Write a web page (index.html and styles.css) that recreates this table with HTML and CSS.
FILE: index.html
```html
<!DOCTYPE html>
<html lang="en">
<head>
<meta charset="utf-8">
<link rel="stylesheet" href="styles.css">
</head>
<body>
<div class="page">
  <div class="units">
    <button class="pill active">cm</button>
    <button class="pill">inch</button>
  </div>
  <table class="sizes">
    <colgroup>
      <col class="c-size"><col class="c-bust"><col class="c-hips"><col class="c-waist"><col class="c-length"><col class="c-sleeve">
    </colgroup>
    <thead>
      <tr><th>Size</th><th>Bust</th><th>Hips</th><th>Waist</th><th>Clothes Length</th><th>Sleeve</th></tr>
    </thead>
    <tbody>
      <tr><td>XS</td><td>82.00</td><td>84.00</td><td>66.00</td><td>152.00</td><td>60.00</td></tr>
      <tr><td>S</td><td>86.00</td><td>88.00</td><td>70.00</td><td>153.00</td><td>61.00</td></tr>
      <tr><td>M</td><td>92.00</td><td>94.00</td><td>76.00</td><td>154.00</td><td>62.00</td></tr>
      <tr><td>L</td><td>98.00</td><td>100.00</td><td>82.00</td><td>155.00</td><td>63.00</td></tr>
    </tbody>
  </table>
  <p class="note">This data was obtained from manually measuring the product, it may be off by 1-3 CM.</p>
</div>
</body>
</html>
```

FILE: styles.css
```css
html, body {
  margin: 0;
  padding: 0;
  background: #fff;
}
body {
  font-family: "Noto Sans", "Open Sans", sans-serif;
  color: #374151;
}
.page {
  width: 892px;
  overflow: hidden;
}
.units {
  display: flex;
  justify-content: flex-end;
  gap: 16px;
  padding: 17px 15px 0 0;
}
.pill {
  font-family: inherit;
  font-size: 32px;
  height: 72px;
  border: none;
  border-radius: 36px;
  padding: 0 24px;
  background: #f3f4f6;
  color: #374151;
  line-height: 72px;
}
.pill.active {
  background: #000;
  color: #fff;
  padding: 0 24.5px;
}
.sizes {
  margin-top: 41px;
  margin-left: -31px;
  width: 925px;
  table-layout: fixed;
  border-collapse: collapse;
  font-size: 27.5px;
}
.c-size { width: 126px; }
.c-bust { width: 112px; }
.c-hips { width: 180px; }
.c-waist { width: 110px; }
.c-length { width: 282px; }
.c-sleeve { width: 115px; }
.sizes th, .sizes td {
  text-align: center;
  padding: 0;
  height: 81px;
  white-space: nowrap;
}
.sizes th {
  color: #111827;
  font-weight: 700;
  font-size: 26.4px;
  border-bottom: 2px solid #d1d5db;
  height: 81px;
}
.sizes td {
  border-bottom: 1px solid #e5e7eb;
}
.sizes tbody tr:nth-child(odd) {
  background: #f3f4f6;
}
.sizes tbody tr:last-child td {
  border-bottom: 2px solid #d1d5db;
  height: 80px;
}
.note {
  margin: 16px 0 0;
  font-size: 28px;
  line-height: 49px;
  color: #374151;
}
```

==

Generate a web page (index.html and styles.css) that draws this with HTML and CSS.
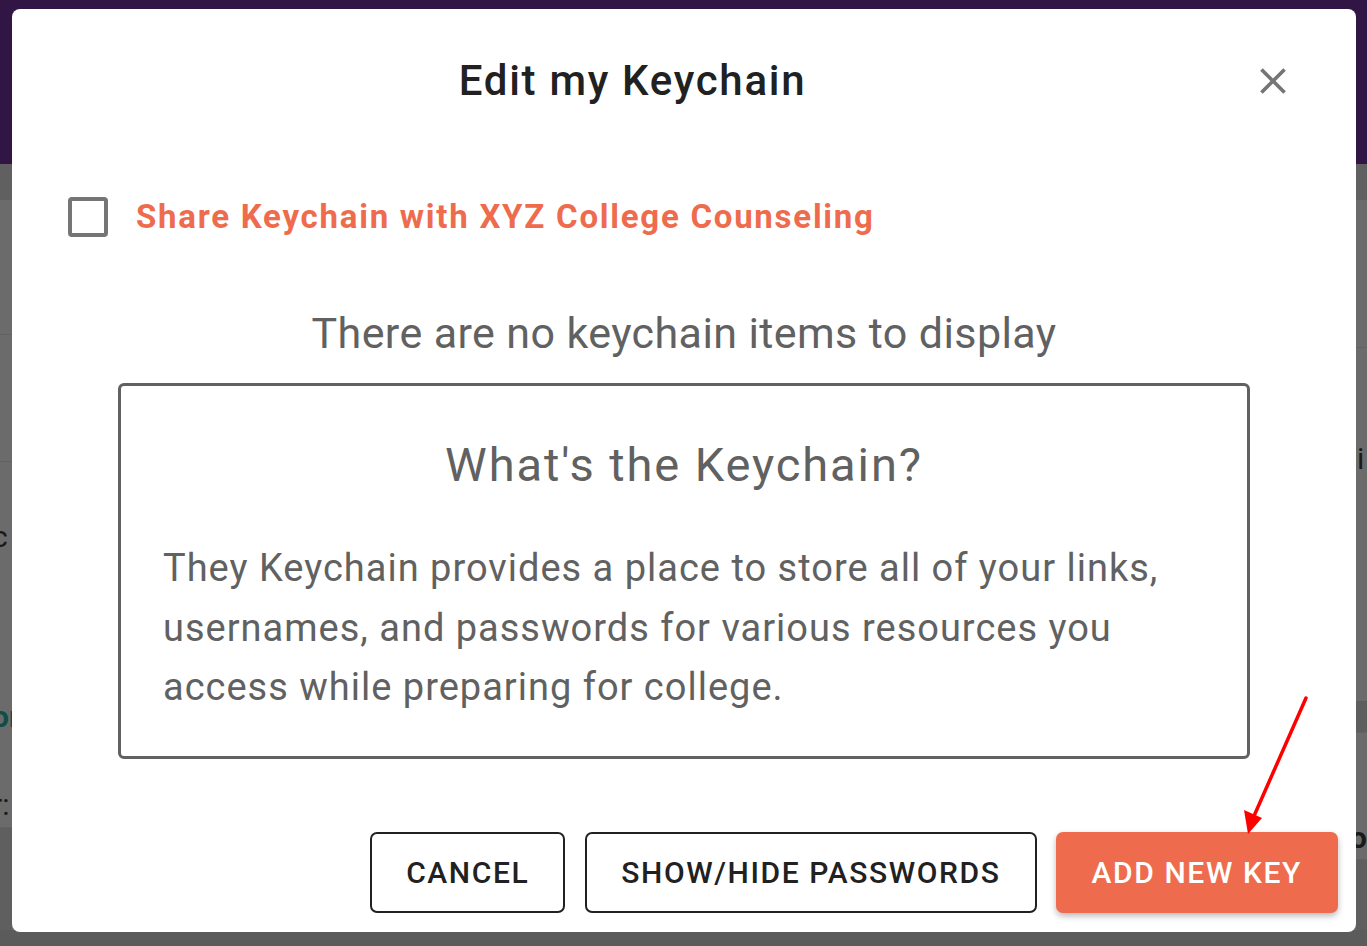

• **PROBLEM STATEMENT**:
Say how many lines of the material contain the word "that", with no other text.

• **SOLUTION**:
2